5.2.2. Altro aspetto riguardante il computo della distanza dal cimitero attiene alla differenza sussistente tra la formulazione dell’art. 338, commi 4 e 5, del R.D. n. 1265/1934.
Il comma 4 (espansione del cimitero) prevede che la distanza minima possa essere ridotta, fermo il rispetto del limite inderogabile di 50 metri.
Il comma 5, invece, (riduzione della fascia) non prevede alcuna distanza minima, potendosi astrattamente ridurre la fascia di rispetto da 200 a 0 metri.
Per il vero, nella prassi nessuno pare dubitare che anche con riferimento al comma 5 la riduzione possa avvenire salvo il limite inderogabile di 50 metri e così pare sostenere anche la giurisprudenza (Cons. St., sez. IV, n. 3144/2021, cit.; T.A.R. Veneto, sez. II, 11.4.2019, n. 458, sentenza che risulta però appellata), con pronunzie che leggono la distanza minima in senso, per coì dire, bilaterale.
5.3. La fascia di rispetto cimiteriale opera anche rispetto ai c.d. edifici “sparsi”, pur se non costituiscono un agglomerato urbano ovvero un centro abitato propriamente inteso (T.A.R. Lazio, n. 329/2017; Cons. St., sez. V, n. 1933/2007; Cass. Pen., sez. III, 12.2.2020, n. 5507).

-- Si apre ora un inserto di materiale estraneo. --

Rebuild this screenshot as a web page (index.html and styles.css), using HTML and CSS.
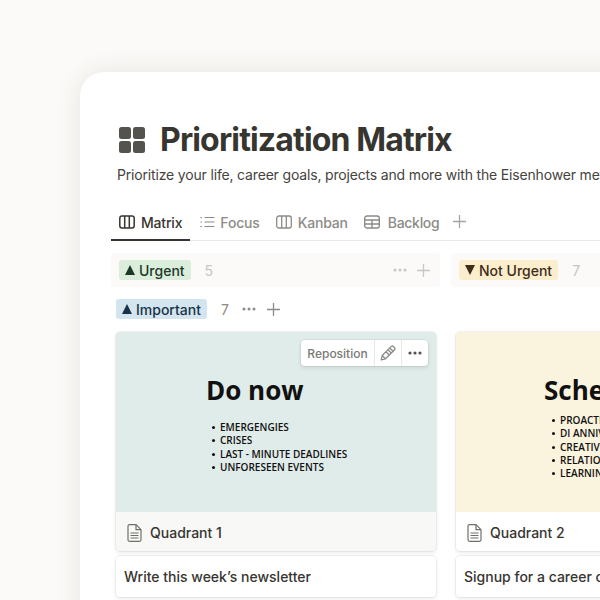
FILE: index.html
```html
<!DOCTYPE html>
<html>
	<head>
		<meta charset="utf-8">
		<title>Prioritization Matrix</title>
		<link rel="stylesheet" href="styles.css">
	</head>
	<body>
		<div class="window">
			<div class="title">
				<svg class="title-icon" width="26" height="26" viewBox="0 0 26 26">
					<rect x="0" y="0" width="12" height="12" rx="2.5"/>
					<rect x="14" y="0" width="12" height="12" rx="2.5"/>
					<rect x="0" y="14" width="12" height="12" rx="2.5"/>
					<rect x="14" y="14" width="12" height="12" rx="2.5"/>
				</svg>
				<h1>Prioritization Matrix</h1>
			</div>
			<p class="desc">Prioritize your life, career goals, projects and more with the Eisenhower method of decision making</p>

			<div class="tabs">
				<div class="tab current">
					<svg width="16" height="14" viewBox="0 0 16 14"><g fill="none" stroke="currentColor" stroke-width="1.5"><rect x="0.8" y="1" width="14.4" height="12" rx="2.2"/><path d="M5.7 1v12M10.3 1v12"/></g></svg>
					<span>Matrix</span>
				</div>
				<div class="tab tab-focus">
					<svg width="15" height="12" viewBox="0 0 15 12"><g fill="none" stroke="currentColor" stroke-width="1.1"><path d="M4.5 1.5h10M4.5 6h10M4.5 10.5h10"/><path d="M0.5 1.5h1.5M0.5 6h1.5M0.5 10.5h1.5"/></g></svg>
					<span>Focus</span>
				</div>
				<div class="tab tab-kanban">
					<svg width="16" height="14" viewBox="0 0 16 14"><g fill="none" stroke="currentColor" stroke-width="1.3"><rect x="0.7" y="1" width="14.6" height="12" rx="2.2"/><path d="M5.7 1v12M10.3 1v12"/></g></svg>
					<span>Kanban</span>
				</div>
				<div class="tab tab-backlog">
					<svg width="16" height="14" viewBox="0 0 16 14"><g fill="none" stroke="currentColor" stroke-width="1.4"><rect x="0.7" y="1" width="14.6" height="12" rx="2.2"/><path d="M0.7 5h14.6M0.7 9h14.6M8 5v8"/></g></svg>
					<span>Backlog</span>
				</div>
				<svg class="tab-add" width="13" height="13" viewBox="0 0 13 13"><path d="M6.5 0v13M0 6.5h13" stroke="currentColor" stroke-width="1.3" fill="none"/></svg>
			</div>

			<div class="col-heads">
				<div class="col-head">
					<span class="tag tag-green"><i class="tri"></i>Urgent</span>
					<span class="count light">5</span>
					<span class="head-tools light">
						<svg class="dots" width="14" height="4" viewBox="0 0 14 4"><circle cx="2" cy="2" r="1.5"/><circle cx="7" cy="2" r="1.5"/><circle cx="12" cy="2" r="1.5"/></svg>
						<svg width="13" height="13" viewBox="0 0 13 13"><path d="M6.5 0v13M0 6.5h13" stroke="currentColor" stroke-width="1.3" fill="none"/></svg>
					</span>
				</div>
				<div class="col-head">
					<span class="tag tag-yellow"><i class="tri down"></i>Not Urgent</span>
					<span class="count light">7</span>
				</div>
			</div>

			<div class="row-head">
				<span class="tag tag-blue"><i class="tri"></i>Important</span>
				<span class="count">7</span>
				<svg class="dots" width="14" height="4" viewBox="0 0 14 4"><circle cx="2" cy="2" r="1.5"/><circle cx="7" cy="2" r="1.5"/><circle cx="12" cy="2" r="1.5"/></svg>
				<svg class="row-add" width="13" height="13" viewBox="0 0 13 13"><path d="M6.5 0v13M0 6.5h13" stroke="currentColor" stroke-width="1.3" fill="none"/></svg>
			</div>

			<div class="board">
				<div class="column">
					<div class="card card-hover">
						<div class="cover cover-green">
							<h2>Do now</h2>
							<ul>
								<li>Emergengies</li>
								<li>Crises</li>
								<li>Last - minute deadlines</li>
								<li>Unforeseen events</li>
							</ul>
							<div class="cover-tools">
								<span class="tool tool-text">Reposition</span>
								<span class="tool tool-pencil">
									<svg width="16" height="16" viewBox="0 0 16 16"><g fill="none" stroke="currentColor" stroke-width="1.3" stroke-linejoin="round"><path d="M1.2 14.8l1-4.3L11.3 1.4a1.4 1.4 0 0 1 2 0l1.3 1.3a1.4 1.4 0 0 1 0 2L5.5 13.8z"/><path d="M2.2 10.5l3.3 3.3M9.8 3l3.2 3.2M8 4.8l3.2 3.2M6 6.8l3.2 3.2"/></g></svg>
								</span>
								<span class="tool">
									<svg width="14" height="4" viewBox="0 0 14 4" fill="currentColor"><circle cx="2" cy="2" r="1.6"/><circle cx="7" cy="2" r="1.6"/><circle cx="12" cy="2" r="1.6"/></svg>
								</span>
							</div>
						</div>
						<div class="caption">
							<svg class="doc" width="15" height="18" viewBox="0 0 15 18"><g fill="none" stroke="currentColor" stroke-width="1.2"><path d="M1 2.2a1.5 1.5 0 0 1 1.5-1.5h6.5l5 5v10.1a1.5 1.5 0 0 1-1.5 1.5h-10a1.5 1.5 0 0 1-1.5-1.5z"/><path d="M9 .7v5h5M3.5 9h8M3.5 11.5h8M3.5 14h8"/></g></svg>
							<span>Quadrant 1</span>
						</div>
					</div>
					<div class="card task">Write this week’s newsletter</div>
				</div>
				<div class="column">
					<div class="card card-plain">
						<div class="cover cover-yellow">
							<h2>Schedule</h2>
							<ul>
								<li>Proactive work</li>
								<li>Di anniversary</li>
								<li>Creative time</li>
								<li>Relationships</li>
								<li>Learning</li>
							</ul>
						</div>
						<div class="caption">
							<svg class="doc" width="15" height="18" viewBox="0 0 15 18"><g fill="none" stroke="currentColor" stroke-width="1.2"><path d="M1 2.2a1.5 1.5 0 0 1 1.5-1.5h6.5l5 5v10.1a1.5 1.5 0 0 1-1.5 1.5h-10a1.5 1.5 0 0 1-1.5-1.5z"/><path d="M9 .7v5h5M3.5 9h8M3.5 11.5h8M3.5 14h8"/></g></svg>
							<span>Quadrant 2</span>
						</div>
					</div>
					<div class="card task">Signup for a career coaching session</div>
				</div>
			</div>
		</div>
	</body>
</html>
```

FILE: styles.css
```css
* {
	margin: 0;
	padding: 0;
	box-sizing: border-box;
}

html, body {
	height: 600px;
	overflow: hidden;
}

body {
	background-color: #FBFAF8;
	font-family: Inter, "Liberation Sans", sans-serif;
	color: #37352F;
}

ul {
	list-style: none;
}

.window {
	width: 760px;
	height: 600px;
	margin: 72px 0 0 80px;
	padding: 54px 0 0 31px;
	background-color: #FFFFFF;
	border-radius: 24px 0 0 0;
	box-shadow: 0 0 24px rgba(80, 70, 50, 0.12);
}

.title {
	display: flex;
	align-items: center;
	gap: 15px;
	margin-left: 8px;
	height: 28px;
}

.title-icon {
	fill: #55534E;
	flex: none;
}

.title h1 {
	font-size: 32px;
	font-weight: 700;
	line-height: 28px;
	white-space: nowrap;
	letter-spacing: -0.85px;
	color: #37352F;
}

.desc {
	margin: 11px 0 0 6px;
	font-size: 14px;
	line-height: 20px;
	white-space: nowrap;
	letter-spacing: -0.17px;
	color: #45433E;
}

.tabs {
	display: flex;
	align-items: flex-start;
	gap: 1px;
	height: 36px;
	margin-top: 20px;
	border-bottom: 1px solid #E9E9E7;
}

.tab {
	display: flex;
	align-items: center;
	gap: 6px;
	height: 36px;
	padding: 0 8px 2px;
	font-size: 14px;
	font-weight: 500;
	letter-spacing: -0.18px;
	color: #8C8B87;
}

.tab svg {
	flex: none;
}

.tab.current {
	color: #37352F;
	border-bottom: 2px solid #37352F;
	padding: 0 8px;
}

.tab-focus {
	gap: 5px;
	margin-left: 1px;
}

.tab-kanban {
	margin-left: -1px;
}

.tab-backlog {
	gap: 8px;
	margin-left: -1px;
	letter-spacing: -0.3px;
}

.tab-add {
	margin: 10px 0 0 5px;
	color: #A5A4A0;
}

.col-heads {
	display: flex;
	gap: 11px;
	margin-top: 12px;
}

.col-head {
	display: flex;
	align-items: center;
	flex: none;
	width: 329px;
	height: 34px;
	padding: 0 10px 0 8px;
	background-color: #FBFAF8;
	border-radius: 4px;
}

.tag {
	display: inline-flex;
	align-items: center;
	gap: 4px;
	height: 20px;
	padding: 0 6px;
	font-size: 14px;
	font-weight: 500;
	border-radius: 3px;
	white-space: nowrap;
}

.tag-green {
	background-color: #DBEDDB;
	color: #1C3829;
}

.tag-yellow {
	background-color: #FBEECC;
	color: #402C1B;
}

.tag-blue {
	background-color: #D3E5EF;
	color: #183347;
}

.tri {
	display: block;
	width: 0;
	height: 0;
	border-left: 5px solid transparent;
	border-right: 5px solid transparent;
	border-bottom: 10px solid currentColor;
}

.tri.down {
	border-bottom: 0;
	border-top: 10px solid currentColor;
}

.count {
	margin-left: 14px;
	font-size: 14px;
	color: #8C8B87;
}

.count.light {
	color: #C7C6C3;
}

.head-tools {
	display: flex;
	align-items: center;
	gap: 10px;
	margin-left: auto;
	color: #C7C6C3;
}

.head-tools .dots {
	fill: #C7C6C3;
}

.row-head {
	display: flex;
	align-items: center;
	height: 20px;
	margin: 12px 0 0 5px;
}

.row-head .count {
	margin-left: 14px;
}

.row-head .dots {
	fill: #8C8B87;
	margin-left: 13px;
}

.row-add {
	margin-left: 11px;
	color: #8C8B87;
}

.board {
	display: flex;
	gap: 20px;
	margin: 13px 0 0 5px;
}

.column {
	display: flex;
	flex-direction: column;
	gap: 5px;
	flex: none;
	width: 320px;
}

.card {
	border-radius: 4px;
	overflow: hidden;
	background-color: #FFFFFF;
	box-shadow: 0 0 0 1px rgba(15, 15, 15, 0.05), 0 2px 4px rgba(15, 15, 15, 0.08);
}

.card-hover {
	background-color: #F8F8F6;
}

.cover {
	position: relative;
	height: 180px;
	font-family: "Open Sans", "Liberation Sans", sans-serif;
	color: #111111;
	white-space: nowrap;
}

.cover-green {
	background-color: #E0ECE9;
	padding: 41px 0 0 90px;
}

.cover-yellow {
	background-color: #FAF3DD;
	padding: 41px 0 0 88px;
}

.cover h2 {
	font-size: 26px;
	font-weight: 700;
	line-height: 34px;
}

.cover ul {
	margin-top: 14px;
	padding-left: 14px;
}

.cover-yellow ul {
	margin-top: 7px;
	padding-left: 16px;
}

.cover li {
	position: relative;
	font-size: 10px;
	font-weight: 600;
	line-height: 13.25px;
	text-transform: uppercase;
}

.cover li::before {
	content: "";
	position: absolute;
	left: -8px;
	top: 5px;
	width: 3px;
	height: 3px;
	border-radius: 50%;
	background-color: #111111;
}

.cover-tools {
	position: absolute;
	top: 8px;
	right: 8px;
	display: flex;
	align-items: stretch;
	height: 26px;
	background-color: #FFFFFF;
	border-radius: 4px;
	box-shadow: 0 0 0 1px rgba(15, 15, 15, 0.05), 0 2px 4px rgba(15, 15, 15, 0.1);
	font-family: Inter, "Liberation Sans", sans-serif;
	color: #7A7975;
}

.tool {
	display: flex;
	align-items: center;
	justify-content: center;
	width: 27px;
	border-left: 1px solid #E9E9E7;
}

.tool-text {
	width: 73px;
	border-left: 0;
	font-size: 12px;
	font-weight: 500;
}

.tool-pencil {
	color: #8C8B87;
}

.tool:last-child {
	color: #55534E;
}

.caption {
	display: flex;
	align-items: center;
	gap: 8px;
	height: 39px;
	padding: 2px 0 0 11px;
	font-size: 14px;
	font-weight: 450;
	color: #37352F;
}

.doc {
	color: #6F6E69;
	flex: none;
}

.task {
	height: 41px;
	line-height: 41px;
	padding-left: 8px;
	font-size: 14px;
	font-weight: 450;
	white-space: nowrap;
	color: #37352F;
}
```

5.4. Con riferimento ai condoni edilizi di edifici abusivamente realizzati in fascia di rispetto cimiteriale, l’opzione interpretativa maggioritaria e, direi, consolidata, predica l’inedificabilità assoluta in fascia di rispetto cimiteriale, ai sensi dell’art. 33, comma 1, lett. d), della L. n. 47/1985, donde l’inapplicabilità del condono edilizio su dette aree (Cons. St., sez. VI, 20.7.2021, n. 5458; C.G.A. 30.9.2021, n. 819; Cons. St., sez. IV, 8.7.2019, n. 4692).

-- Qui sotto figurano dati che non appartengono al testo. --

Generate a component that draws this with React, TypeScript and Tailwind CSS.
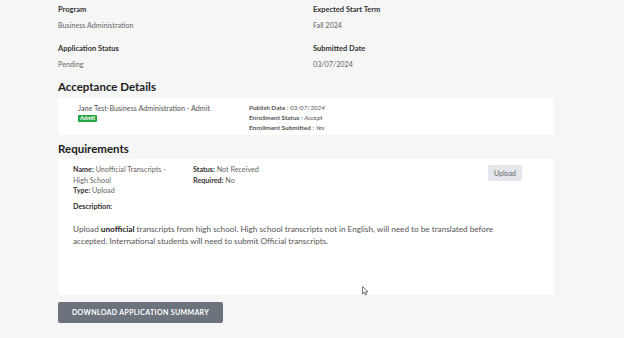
import React from "react";

const font = { fontFamily: "Lato, 'Noto Sans', sans-serif" };

function Field({ label, value }: { label: string; value: string }) {
  return (
    <div className="flex flex-col">
      <div className="text-[7.5px] font-bold leading-[10px] text-[#333]">{label}</div>
      <div className="mt-[6px] text-[7.2px] leading-[10px] text-[#666]">{value}</div>
    </div>
  );
}

export default function App() {
  return (
    <div className="relative w-[624px] h-[338px] bg-[#f6f6f6] overflow-hidden" style={font}>
      <div className="pl-[58px] pr-[70px] pt-[5px]">
        <div className="grid grid-cols-[255px_1fr] gap-y-[13px]">
          <Field label="Program" value="Business Administration" />
          <Field label="Expected Start Term" value="Fall 2024" />
          <Field label="Application Status" value="Pending" />
          <Field label="Submitted Date" value="03/07/2024" />
        </div>

        <h2 className="mt-[10px] text-[11.5px] font-bold leading-[14px] text-[#222]">Acceptance Details</h2>
        <div className="mt-[4px] bg-white w-[496px] h-[37px] flex pl-[20px] pt-[6px]">
          <div className="w-[171px]">
            <div className="text-[7.2px] leading-[10px] text-[#555]">Jane Test-Business Administration - Admit</div>
            <div className="w-fit mt-[1px] bg-[#28a745] text-white text-[5.5px] font-bold leading-[7px] px-[2px] rounded-[1px]">Admit</div>
          </div>
          <div className="-mt-[1px] text-[6.4px] leading-[10px] text-[#555]">
            <div><span className="font-bold">Publish Date</span> : <span className="italic">03/07/2024</span></div>
            <div><span className="font-bold">Enrollment Status</span> : <span className="italic">Accept</span></div>
            <div><span className="font-bold">Enrollment Submitted</span> : <span className="italic">Yes</span></div>
          </div>
        </div>

        <h2 className="mt-[7px] text-[11.5px] font-bold leading-[14px] text-[#222]">Requirements</h2>
        <div className="mt-[3px] bg-white w-[496px] h-[136px] pl-[15px] pr-[32px] pt-[6px]">
          <div className="flex">
            <div className="w-[120px] text-[7.2px] leading-[10.5px] text-[#666]">
              <div><span className="font-bold text-[#333]">Name:</span> Unofficial Transcripts -</div>
              <div>High School</div>
              <div><span className="font-bold text-[#333]">Type:</span> Upload</div>
            </div>
            <div className="flex-1 text-[7.2px] leading-[10.5px] text-[#666]">
              <div><span className="font-bold text-[#333]">Status:</span> Not Received</div>
              <div><span className="font-bold text-[#333]">Required:</span> No</div>
            </div>
            <div className="bg-[#e4e7eb] text-[#666] text-[7px] leading-[16px] h-[16px] px-[6px] rounded-[2px]">Upload</div>
          </div>
          <div className="mt-[5px] text-[7.2px] font-bold leading-[10px] text-[#333]">Description:</div>
          <p className="mt-[11px] text-[8.2px] leading-[12.5px] text-[#555]">
            Upload <b className="text-[#222]">unofficial</b> transcripts from high school. High school transcripts not in English, will need to be translated before accepted. International students will need to submit Official transcripts.
          </p>
        </div>

        <button className="mt-[7px] w-[165px] h-[21px] bg-[#6c737c] rounded-[2px] text-white text-[7px] font-bold tracking-[0.35px] uppercase">
          Download Application Summary
        </button>
      </div>

      <svg className="absolute left-[362px] top-[286px]" width="7" height="10" viewBox="0 0 7 10">
        <path d="M0.5 0.5 L0.5 8 L2.3 6.3 L3.5 9 L4.6 8.5 L3.4 5.9 L6 5.9 Z" fill="#fff" stroke="#555" strokeWidth="0.8" strokeLinejoin="round" />
      </svg>
    </div>
  );
}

Similmente, è difficile ipotizzare – in linea generale – che entro la fascia di rispetto cimiteriale, quale vincolo d’inedificabilità assoluta, si possa ottenere l’accertamento di conformità, ai sensi degli articoli 36 e 37 del D.P.R. n. 380/2001 (T.A.R. Veneto, sez. II, n. 458/2019).
Vi potrebbe essere, però, accesso al condono ed alla sanatoria, nei casi in cui l’abuso edilizio attenga agli interventi realizzabili in fascia di rispetto cimiteriale, ai sensi dell’art. 338, comma 7, R.D. n. 1265/1934, senza alcuna necessità di riduzione della fascia di rispetto. In tali ipotesi opera, infatti, la deroga normativa, per cui l’insistenza dell’immobile in fascia di rispetto cimiteriale non osta al condono o alla sanatoria; ferma resta, nel secondo caso, la necessaria sussistenza della doppia conformità urbanistica, presupposto indispensabile (Cons. St., Ad. Plen., 7.9.2020, n. 17) per accedere alla sanatoria stessa.
Resta il problema del condono o della sanatoria entro la fascia cimiteriale ridotta, problema al quale va data risposta a seconda degli orientamenti – sopra illustrati – cui si ritenga di accedere.
In tema di condono e sanatoria va quindi fatta un’analisi della singola fattispecie caso per caso, anche a seconda del momento della realizzazione dell’abuso edilizio in rapporto alla disciplina normativa vigente.
5.5. Conclusivamente, sulle competenze giova osservare che sono coinvolti: (i) il Consiglio comunale (per i provvedimenti di riduzione o di riespansione della fascia di rispetto cimiteriale), che agisce con semplice delibera (non avente natura urbanistica); (ii) l’Azienda sanitaria, il cui parere – preventivo, obbligatorio e vincolante, rispetto alla delibera di Consiglio comunale – attesta il nulla osta igienico-sanitario; (iii) il dirigente comunale, che mantiene compiti di polizia urbanistico-edilizia, da esercitare anche con riferimento alle eventuali irregolarità edilizie commesse all’interno della fascia di rispetto cimiteriale.